The revelation raises questions about whether Iran may have tried to use a small cabal of officials in the Pentagon and in Vice President Dick Cheney's office to feed bogus intelligence on Iraq and Iran to senior policymakers in the Bush administration who were eager to oust the Iraqi dictator and who remain determined to combat what President Bush this week called an ''existential'' threat from Iran.

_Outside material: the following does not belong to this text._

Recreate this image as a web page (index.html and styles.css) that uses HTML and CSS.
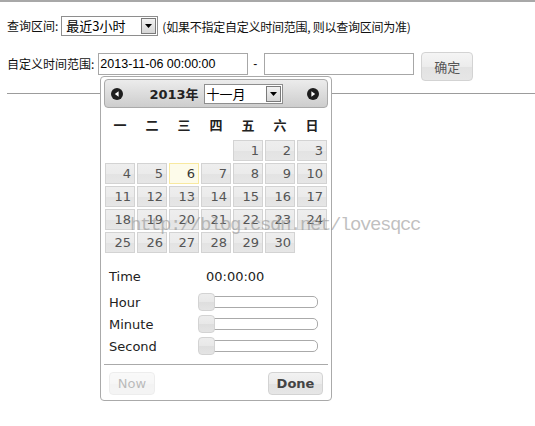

A 2003 report by the Pentagon's Counterintelligence Field Activity, the Senate committee said, concluded that Michael Ledeen -- the American civilian who brokered the contacts through Manucher Ghorbanifar, an Iranian exile whom the CIA in 1984 labeled a ''fabricator,'' and other Iranians -- ``was likely unwitting of any counterintelligence issues related to his relationship with Mr. Ghorbanifar.''

However, it said, ``their association was widely known, and therefore it should be presumed other foreign intelligence services, including those of Iran, would know.''

Stephen Cambone, then the undersecretary of defense for intelligence, shut down the investigation after only a month, but the investigators recommended that an analysis be conducted into whether Ghorbanifar or his associates tried ``to directly or indirectly influence or access U.S. government officials.''

Senior Pentagon officials never followed up on the recommendation, the Senate panel found.